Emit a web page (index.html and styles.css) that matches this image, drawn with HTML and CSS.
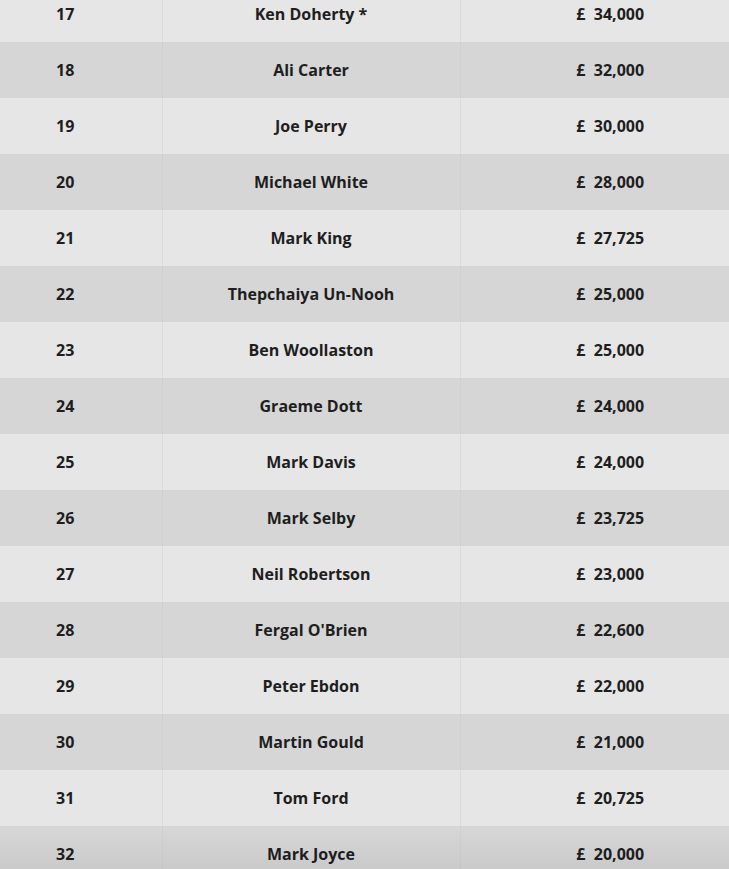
FILE: index.html
```html
<!DOCTYPE html>
<html>
<head>
<meta charset="utf-8">
<link rel="stylesheet" href="styles.css">
</head>
<body>
<div class="wrap">
<table class="prize">
<colgroup><col class="c1"><col class="c2"><col class="c3"></colgroup>
<tbody>
<tr><td>17</td><td>Ken Doherty *</td><td>£&nbsp;&nbsp;34,000</td></tr>
<tr><td>18</td><td>Ali Carter</td><td>£&nbsp;&nbsp;32,000</td></tr>
<tr><td>19</td><td>Joe Perry</td><td>£&nbsp;&nbsp;30,000</td></tr>
<tr><td>20</td><td>Michael White</td><td>£&nbsp;&nbsp;28,000</td></tr>
<tr><td>21</td><td>Mark King</td><td>£&nbsp;&nbsp;27,725</td></tr>
<tr><td>22</td><td>Thepchaiya Un-Nooh</td><td>£&nbsp;&nbsp;25,000</td></tr>
<tr><td>23</td><td>Ben Woollaston</td><td>£&nbsp;&nbsp;25,000</td></tr>
<tr><td>24</td><td>Graeme Dott</td><td>£&nbsp;&nbsp;24,000</td></tr>
<tr><td>25</td><td>Mark Davis</td><td>£&nbsp;&nbsp;24,000</td></tr>
<tr><td>26</td><td>Mark Selby</td><td>£&nbsp;&nbsp;23,725</td></tr>
<tr><td>27</td><td>Neil Robertson</td><td>£&nbsp;&nbsp;23,000</td></tr>
<tr><td>28</td><td>Fergal O'Brien</td><td>£&nbsp;&nbsp;22,600</td></tr>
<tr><td>29</td><td>Peter Ebdon</td><td>£&nbsp;&nbsp;22,000</td></tr>
<tr><td>30</td><td>Martin Gould</td><td>£&nbsp;&nbsp;21,000</td></tr>
<tr><td>31</td><td>Tom Ford</td><td>£&nbsp;&nbsp;20,725</td></tr>
<tr><td>32</td><td>Mark Joyce</td><td>£&nbsp;&nbsp;20,000</td></tr>
</tbody>
</table>
</div>
<div class="fade"></div>
</body>
</html>
```
FILE: styles.css
```css
html, body {
  margin: 0;
  padding: 0;
  background: #e6e6e6;
  overflow: hidden;
}
.wrap {
  margin-top: -14px;
  margin-left: -31px;
  width: 791px;
}
.prize {
  width: 791px;
  border-collapse: collapse;
  table-layout: fixed;
  font-family: "Open Sans", "Noto Sans", sans-serif;
  font-weight: 700;
  font-size: 16px;
  color: #1e1e1e;
}
.c1 { width: 193px; }
.c2 { width: 298px; }
.c3 { width: 300px; }
.prize td {
  height: 56px;
  padding: 0 0 1px 0;
  text-align: center;
  vertical-align: middle;
  border-left: 1px solid #dadada;
  box-sizing: border-box;
}
.prize td:first-child { border-left: none; }
.prize tr:nth-child(odd) td { background: #e6e6e6; }
.prize tr:nth-child(even) td { background: #d6d6d6; }
.prize tr:nth-child(even) td { border-left-color: #d0d0d0; }
.fade {
  position: fixed;
  left: 0;
  right: 0;
  bottom: 0;
  height: 40px;
  background: linear-gradient(to bottom, rgba(0,0,0,0), rgba(0,0,0,0.05));
  pointer-events: none;
}
```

▶ **Your goal**: Each line of the data should be quoted exactly, with pictures left out.

▶ **Finished answer**:
Emit a web page (index.html and styles.css) that matches this image, drawn with HTML and CSS.
FILE: index.html
```html
<!DOCTYPE html>
<html>
<head>
<meta charset="utf-8">
<link rel="stylesheet" href="styles.css">
</head>
<body>
<div class="wrap">
<table class="prize">
<colgroup><col class="c1"><col class="c2"><col class="c3"></colgroup>
<tbody>
<tr><td>17</td><td>Ken Doherty *</td><td>£&nbsp;&nbsp;34,000</td></tr>
<tr><td>18</td><td>Ali Carter</td><td>£&nbsp;&nbsp;32,000</td></tr>
<tr><td>19</td><td>Joe Perry</td><td>£&nbsp;&nbsp;30,000</td></tr>
<tr><td>20</td><td>Michael White</td><td>£&nbsp;&nbsp;28,000</td></tr>
<tr><td>21</td><td>Mark King</td><td>£&nbsp;&nbsp;27,725</td></tr>
<tr><td>22</td><td>Thepchaiya Un-Nooh</td><td>£&nbsp;&nbsp;25,000</td></tr>
<tr><td>23</td><td>Ben Woollaston</td><td>£&nbsp;&nbsp;25,000</td></tr>
<tr><td>24</td><td>Graeme Dott</td><td>£&nbsp;&nbsp;24,000</td></tr>
<tr><td>25</td><td>Mark Davis</td><td>£&nbsp;&nbsp;24,000</td></tr>
<tr><td>26</td><td>Mark Selby</td><td>£&nbsp;&nbsp;23,725</td></tr>
<tr><td>27</td><td>Neil Robertson</td><td>£&nbsp;&nbsp;23,000</td></tr>
<tr><td>28</td><td>Fergal O'Brien</td><td>£&nbsp;&nbsp;22,600</td></tr>
<tr><td>29</td><td>Peter Ebdon</td><td>£&nbsp;&nbsp;22,000</td></tr>
<tr><td>30</td><td>Martin Gould</td><td>£&nbsp;&nbsp;21,000</td></tr>
<tr><td>31</td><td>Tom Ford</td><td>£&nbsp;&nbsp;20,725</td></tr>
<tr><td>32</td><td>Mark Joyce</td><td>£&nbsp;&nbsp;20,000</td></tr>
</tbody>
</table>
</div>
<div class="fade"></div>
</body>
</html>
```
FILE: styles.css
```css
html, body {
  margin: 0;
  padding: 0;
  background: #e6e6e6;
  overflow: hidden;
}
.wrap {
  margin-top: -14px;
  margin-left: -31px;
  width: 791px;
}
.prize {
  width: 791px;
  border-collapse: collapse;
  table-layout: fixed;
  font-family: "Open Sans", "Noto Sans", sans-serif;
  font-weight: 700;
  font-size: 16px;
  color: #1e1e1e;
}
.c1 { width: 193px; }
.c2 { width: 298px; }
.c3 { width: 300px; }
.prize td {
  height: 56px;
  padding: 0 0 1px 0;
  text-align: center;
  vertical-align: middle;
  border-left: 1px solid #dadada;
  box-sizing: border-box;
}
.prize td:first-child { border-left: none; }
.prize tr:nth-child(odd) td { background: #e6e6e6; }
.prize tr:nth-child(even) td { background: #d6d6d6; }
.prize tr:nth-child(even) td { border-left-color: #d0d0d0; }
.fade {
  position: fixed;
  left: 0;
  right: 0;
  bottom: 0;
  height: 40px;
  background: linear-gradient(to bottom, rgba(0,0,0,0), rgba(0,0,0,0.05));
  pointer-events: none;
}
```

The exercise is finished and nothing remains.